Short exercise → Retype the opening lines of the listing below, ending with the line that contains "<water-mark>掘金技术社区 @ 汪汪队犯大错</water-mark>", and leave out any pictures.
— Start Data provided —
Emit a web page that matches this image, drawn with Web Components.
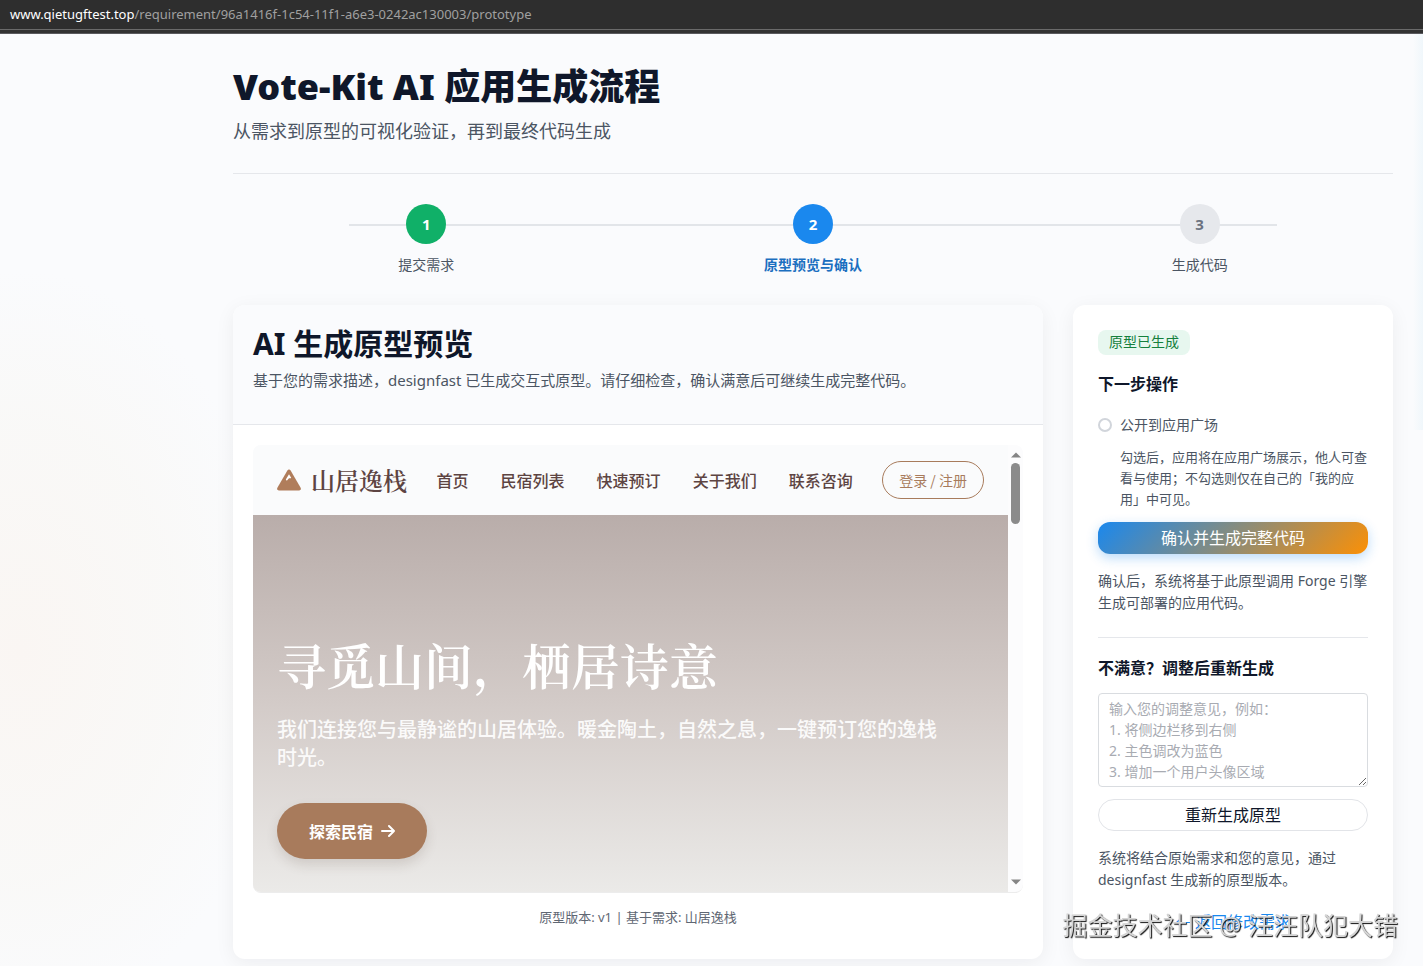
<!DOCTYPE html>
<html lang="zh-CN">
<head>
<meta charset="utf-8">
<title>Vote-Kit AI 应用生成流程</title>
<style>
    :root {
        --vk-font: "Noto Sans", "Noto Sans CJK SC", sans-serif;
        --vk-text: #0f172a;
        --vk-muted: #4b5563;
        --vk-line: #e5e7eb;
        --vk-primary: #1a88ee;
        --vk-clay: #a87b5c;
        --vk-shadow: 0 4px 20px rgba(15, 23, 42, 0.06);
    }
    body {
        margin: 0;
        min-height: 100vh;
        color: var(--vk-text);
        font-family: var(--vk-font);
        background:
            radial-gradient(ellipse 260px 380px at 20px 650px, #faf6f3, rgba(249, 248, 246, 0.8) 60%, transparent),
            linear-gradient(to right, transparent calc(100% - 10px), #f0f7fb) no-repeat 0 0 / 100% 430px,
            #fafbfd;
    }
</style>
</head>
<body>
<address-bar host="www.qietugftest.top" path="/requirement/96a1416f-1c54-11f1-a6e3-0242ac130003/prototype"></address-bar>
<app-page>
    <page-header heading="Vote-Kit AI 应用生成流程">从需求到原型的可视化验证，再到最终代码生成</page-header>
    <step-bar>
        <step-item number="1" state="done">提交需求</step-item>
        <step-item number="2" state="active">原型预览与确认</step-item>
        <step-item number="3">生成代码</step-item>
    </step-bar>
    <main-columns>
        <preview-card heading="AI 生成原型预览">
            <span slot="desc">基于您的需求描述，designfast 已生成交互式原型。请仔细检查，确认满意后可继续生成完整代码。</span>
            <inn-site></inn-site>
            <span slot="footer">原型版本: v1 | 基于需求: 山居逸栈</span>
        </preview-card>
        <action-panel></action-panel>
    </main-columns>
</app-page>
<water-mark>掘金技术社区 @ 汪汪队犯大错</water-mark>

<script>
    // attaches an open shadow root and fills it
    function render(el, html) {
        el.attachShadow({ mode: 'open' }).innerHTML = html;
    }

    class AddressBar extends HTMLElement {
        constructor() {
            super();
            render(this, `
            <style>
                :host {
                    display: block;
                    height: 34px;
                    box-sizing: border-box;
                    padding: 0 10px;
                    font-size: 13px;
                    line-height: 28px;
                    color: #a0a0a0;
                    background: linear-gradient(#2e2e2e 29px, #6a6a6a 29px, #6a6a6a 30px, #333 30px, #333 33px, #5a5a5e 33px);
                }
                b { font-weight: 400; color: #fff; }
            </style>
            <div><b>${this.getAttribute('host')}</b>${this.getAttribute('path')}</div>
            `);
        }
    }

    class AppPage extends HTMLElement {
        constructor() {
            super();
            render(this, `
            <style>
                :host { display: block; padding: 32px 30px 7px 233px; }
            </style>
            <slot></slot>
            `);
        }
    }

    class PageHeader extends HTMLElement {
        constructor() {
            super();
            render(this, `
            <style>
                :host {
                    display: block;
                    padding-bottom: 26px;
                    border-bottom: 1px solid var(--vk-line);
                }
                h1 {
                    margin: 0 0 7px;
                    font-size: 36px;
                    line-height: 42px;
                    font-weight: 900;
                }
                p {
                    margin: 0;
                    font-size: 18px;
                    line-height: 32px;
                    color: var(--vk-muted);
                }
            </style>
            <h1>${this.getAttribute('heading')}</h1>
            <p><slot></slot></p>
            `);
        }
    }

    class StepBar extends HTMLElement {
        constructor() {
            super();
            render(this, `
            <style>
                :host {
                    display: grid;
                    grid-template-columns: repeat(3, 1fr);
                    padding: 30px 0;
                    /* the rail runs behind the circles */
                    background: linear-gradient(#e2e5e9, #e2e5e9) no-repeat center 50px / 80% 2px;
                }
            </style>
            <slot></slot>
            `);
        }
    }

    class StepItem extends HTMLElement {
        constructor() {
            super();
            render(this, `
            <style>
                :host {
                    display: flex;
                    flex-direction: column;
                    align-items: center;
                    gap: 10px;
                    font-size: 14px;
                    line-height: 22px;
                    color: var(--vk-muted);
                }
                i {
                    width: 40px;
                    height: 40px;
                    border-radius: 50%;
                    background: #e6e8ec;
                    color: #6b7280;
                    font-size: 15px;
                    font-style: normal;
                    font-weight: 700;
                    line-height: 40px;
                    text-align: center;
                }
                :host([state="done"]) i { background: #10b068; color: #fff; }
                :host([state="active"]) i { background: var(--vk-primary); color: #fff; }
                :host([state="active"]) { color: #1b6fc0; font-weight: 700; }
            </style>
            <i>${this.getAttribute('number')}</i>
            <span><slot></slot></span>
            `);
        }
    }

    class MainColumns extends HTMLElement {
        constructor() {
            super();
            render(this, `
            <style>
                :host {
                    display: grid;
                    grid-template-columns: minmax(0, 1fr) 320px;
                    gap: 30px;
                    margin-top: -1px;
                }
            </style>
            <slot></slot>
            `);
        }
    }

    class PreviewCard extends HTMLElement {
        constructor() {
            super();
            render(this, `
            <style>
                :host {
                    display: block;
                    border-radius: 12px;
                    background: #fff;
                    box-shadow: var(--vk-shadow);
                    overflow: hidden;
                }
                header {
                    padding: 20px 20px 32px;
                    background: #fafbfd;
                    border-bottom: 1px solid var(--vk-line);
                }
                h2 { margin: 0; font-size: 30px; line-height: 38px; }
                p {
                    margin: 5px 0 0;
                    font-size: 15px;
                    line-height: 24px;
                    color: var(--vk-muted);
                }
                .body { padding: 20px 20px 0; }
                footer {
                    padding: 12px 20px 30px;
                    font-size: 13px;
                    line-height: 24px;
                    color: #5f6773;
                    text-align: center;
                }
            </style>
            <header>
                <h2>${this.getAttribute('heading')}</h2>
                <p><slot name="desc"></slot></p>
            </header>
            <div class="body"><slot></slot></div>
            <footer><slot name="footer"></slot></footer>
            `);
        }
    }

    // the generated site shown inside the preview frame
    class InnSite extends HTMLElement {
        constructor() {
            super();
            const links = ['首页', '民宿列表', '快速预订', '关于我们', '联系咨询'];
            render(this, `
            <style>
                :host {
                    display: grid;
                    grid-template-columns: minmax(0, 1fr) 15px;
                    border-bottom: 1px solid #ececec;
                    border-radius: 8px;
                    overflow: hidden;
                    background: #fcfcfd;
                    font-family: "Noto Sans CJK SC", sans-serif;
                }
                nav {
                    display: flex;
                    align-items: center;
                    justify-content: space-between;
                    height: 70px;
                    box-sizing: border-box;
                    padding: 0 24px;
                    background: #fafbfc;
                }
                a { color: #5d4442; text-decoration: none; }
                .logo {
                    display: flex;
                    align-items: center;
                    gap: 10px;
                    font: 600 24px/32px "Noto Serif CJK SC", "Noto Serif SC", "Noto Sans CJK SC", serif;
                }
                .links {
                    display: flex;
                    gap: 32px;
                    font-size: 16px;
                    font-weight: 500;
                }
                nav button {
                    height: 38px;
                    padding: 0 16px;
                    border: 1px solid var(--vk-clay);
                    border-radius: 19px;
                    background: none;
                    color: var(--vk-clay);
                    font: 14px/20px "Noto Sans CJK SC", sans-serif;
                }
                .hero {
                    padding: 120px 64px 33px 24px;
                    color: #fff;
                    background: linear-gradient(#b9adaa, #d3cbc8 50%, #ebeae8);
                }
                h1 {
                    margin: 0 0 22px;
                    font: 600 49px/58px "Noto Serif CJK SC", "Noto Serif SC", "Noto Sans CJK SC", serif;
                }
                p { margin: 0 0 32px; font-size: 20px; font-weight: 500; line-height: 28px; opacity: 0.9; }
                .hero button {
                    display: flex;
                    align-items: center;
                    gap: 8px;
                    height: 56px;
                    padding: 0 32px;
                    border: 0;
                    border-radius: 28px;
                    background: var(--vk-clay);
                    color: #fff;
                    box-shadow: 0 6px 12px rgba(80, 60, 50, 0.15);
                    font: 700 16px/24px "Noto Sans CJK SC", sans-serif;
                }
                .scroll {
                    display: flex;
                    flex-direction: column;
                    align-items: center;
                    padding: 7px 0;
                }
                .thumb {
                    width: 9px;
                    height: 61px;
                    margin-top: 5px;
                    border-radius: 5px;
                    background: #8b8b8b;
                }
                .scroll svg:last-child { margin-top: auto; }
            </style>
            <div>
                <nav>
                    <a class="logo" href="#">
                        <svg width="24" height="22" viewBox="0 0 24 22"><path fill="#b07d5b" d="M12 0.500C12.700 0.500 13.200 0.900 13.600 1.500L23.500 18.500C24.400 20.100 23.700 21.500 22 21.500H2C0.300 21.500 -0.400 20.100 0.500 18.500L10.400 1.500C10.800 0.900 11.300 0.500 12 0.500Z"/><path fill="#fff" d="M12 5.200L8.800 10.600L9.800 11.800L12 9.200L13.800 9.200L14.200 8.800Z"/></svg>
                        山居逸栈
                    </a>
                    <div class="links">${links.map(t => `<a href="#">${t}</a>`).join('')}</div>
                    <button type="button">登录 / 注册</button>
                </nav>
                <section class="hero">
                    <h1>寻觅山间，栖居诗意</h1>
                    <p>我们连接您与最静谧的山居体验。暖金陶土，自然之息，一键预订您的逸栈时光。</p>
                    <button type="button">探索民宿
                        <svg width="14" height="14" viewBox="0 0 14 14" fill="none" stroke="#fff" stroke-width="2" stroke-linecap="round" stroke-linejoin="round"><path d="M1 7H13M8 2L13 7L8 12"/></svg>
                    </button>
                </section>
            </div>
            <div class="scroll">
                <svg width="10" height="6" viewBox="0 0 10 6"><path fill="#858585" d="M5 0.500L10 5.500H0Z"/></svg>
                <div class="thumb"></div>
                <svg width="10" height="6" viewBox="0 0 10 6"><path fill="#858585" d="M0 0.500H10L5 5.500Z"/></svg>
            </div>
            `);
        }
    }

    class ActionPanel extends HTMLElement {
        constructor() {
            super();
            render(this, `
            <style>
                :host {
                    display: block;
                    padding: 25px;
                    border-radius: 12px;
                    background: #fff;
                    box-shadow: var(--vk-shadow);
                }
                .badge {
                    display: inline-block;
                    padding: 0 11px 1px;
                    border-radius: 8px;
                    background: #e7f7ef;
                    color: #15803d;
                    font-size: 14px;
                    line-height: 24px;
                    vertical-align: top;
                }
                h3 { margin: 17px 0; font-size: 16px; line-height: 24px; }
                label { display: flex; align-items: center; gap: 8px; font-size: 14px; line-height: 24px; color: var(--vk-muted); }
                h3 label { display: block; font-size: 16px; color: var(--vk-text); }
                input {
                    appearance: none;
                    width: 14px;
                    height: 14px;
                    margin: 0;
                    border: 2px solid #d1d5db;
                    border-radius: 50%;
                    background: #fff;
                }
                p { margin: 0; font-size: 14px; line-height: 22px; color: var(--vk-muted); }
                .hint { margin: 10px 0 12px 22px; font-size: 13px; line-height: 21px; }
                button {
                    display: block;
                    width: 100%;
                    height: 32px;
                    padding: 0;
                    border-radius: 16px;
                    font: 16px/30px var(--vk-font);
                }
                .confirm {
                    margin-bottom: 16px;
                    border: 0;
                    border-radius: 12px;
                    color: #fff;
                    background: linear-gradient(135deg, #1a88ee, #fb9006);
                    box-shadow: 0 4px 12px rgba(26, 136, 238, 0.3);
                }
                hr { margin: 23px 0 18px; border: 0; border-top: 1px solid var(--vk-line); }
                h3.adjust { margin: 0 0 13px; }
                textarea {
                    display: block;
                    width: 100%;
                    box-sizing: border-box;
                    margin-bottom: 12px;
                    padding: 4px 10px;
                    border: 1px solid #d9dce0;
                    border-radius: 4px;
                    font: 14px/21px var(--vk-font);
                }
                textarea::placeholder { color: #a8abb2; }
                .regen {
                    margin-bottom: 16px;
                    border: 1px solid #e2e4e8;
                    background: #fff;
                    color: var(--vk-text);
                }
                .back {
                    display: block;
                    margin-top: 19px;
                    text-align: center;
                    font-size: 16px;
                    line-height: 24px;
                    color: var(--vk-primary);
                    text-decoration: none;
                }
            </style>
            <span class="badge">原型已生成</span>
            <h3>下一步操作</h3>
            <label><input type="checkbox">公开到应用广场</label>
            <p class="hint">勾选后，应用将在应用广场展示，他人可查看与使用；不勾选则仅在自己的「我的应用」中可见。</p>
            <button class="confirm" type="button">确认并生成完整代码</button>
            <p>确认后，系统将基于此原型调用 Forge 引擎生成可部署的应用代码。</p>
            <hr>
            <h3 class="adjust"><label for="opinion">不满意？调整后重新生成</label></h3>
            <textarea id="opinion" rows="4" placeholder="输入您的调整意见，例如：&#10;1. 将侧边栏移到右侧&#10;2. 主色调改为蓝色&#10;3. 增加一个用户头像区域"></textarea>
            <button class="regen" type="button">重新生成原型</button>
            <p>系统将结合原始需求和您的意见，通过 designfast 生成新的原型版本。</p>
            <a class="back" href="#">← 返回修改需求</a>
            `);
        }
    }

    // stamped over the bottom right corner of the window
    class WaterMark extends HTMLElement {
        constructor() {
            super();
            render(this, `
            <style>
                :host {
                    position: fixed;
                    right: 25px;
                    bottom: 23px;
                    font-size: 25px;
                    line-height: 36px;
                    color: #d4d4d4;
                    text-shadow: 1px 1px 1px #111;
                    pointer-events: none;
                }
            </style>
            <slot></slot>
            `);
        }
    }

    customElements.define('address-bar', AddressBar);
    customElements.define('app-page', AppPage);
    customElements.define('page-header', PageHeader);
    customElements.define('step-bar', StepBar);
    customElements.define('step-item', StepItem);
    customElements.define('main-columns', MainColumns);
    customElements.define('preview-card', PreviewCard);
    customElements.define('inn-site', InnSite);
    customElements.define('action-panel', ActionPanel);
    customElements.define('water-mark', WaterMark);
</script>
</body>
</html>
— End Data provided —
Solved exercise →
Emit a web page that matches this image, drawn with Web Components.
<!DOCTYPE html>
<html lang="zh-CN">
<head>
<meta charset="utf-8">
<title>Vote-Kit AI 应用生成流程</title>
<style>
    :root {
        --vk-font: "Noto Sans", "Noto Sans CJK SC", sans-serif;
        --vk-text: #0f172a;
        --vk-muted: #4b5563;
        --vk-line: #e5e7eb;
        --vk-primary: #1a88ee;
        --vk-clay: #a87b5c;
        --vk-shadow: 0 4px 20px rgba(15, 23, 42, 0.06);
    }
    body {
        margin: 0;
        min-height: 100vh;
        color: var(--vk-text);
        font-family: var(--vk-font);
        background:
            radial-gradient(ellipse 260px 380px at 20px 650px, #faf6f3, rgba(249, 248, 246, 0.8) 60%, transparent),
            linear-gradient(to right, transparent calc(100% - 10px), #f0f7fb) no-repeat 0 0 / 100% 430px,
            #fafbfd;
    }
</style>
</head>
<body>
<address-bar host="www.qietugftest.top" path="/requirement/96a1416f-1c54-11f1-a6e3-0242ac130003/prototype"></address-bar>
<app-page>
    <page-header heading="Vote-Kit AI 应用生成流程">从需求到原型的可视化验证，再到最终代码生成</page-header>
    <step-bar>
        <step-item number="1" state="done">提交需求</step-item>
        <step-item number="2" state="active">原型预览与确认</step-item>
        <step-item number="3">生成代码</step-item>
    </step-bar>
    <main-columns>
        <preview-card heading="AI 生成原型预览">
            <span slot="desc">基于您的需求描述，designfast 已生成交互式原型。请仔细检查，确认满意后可继续生成完整代码。</span>
            <inn-site></inn-site>
            <span slot="footer">原型版本: v1 | 基于需求: 山居逸栈</span>
        </preview-card>
        <action-panel></action-panel>
    </main-columns>
</app-page>
<water-mark>掘金技术社区 @ 汪汪队犯大错</water-mark>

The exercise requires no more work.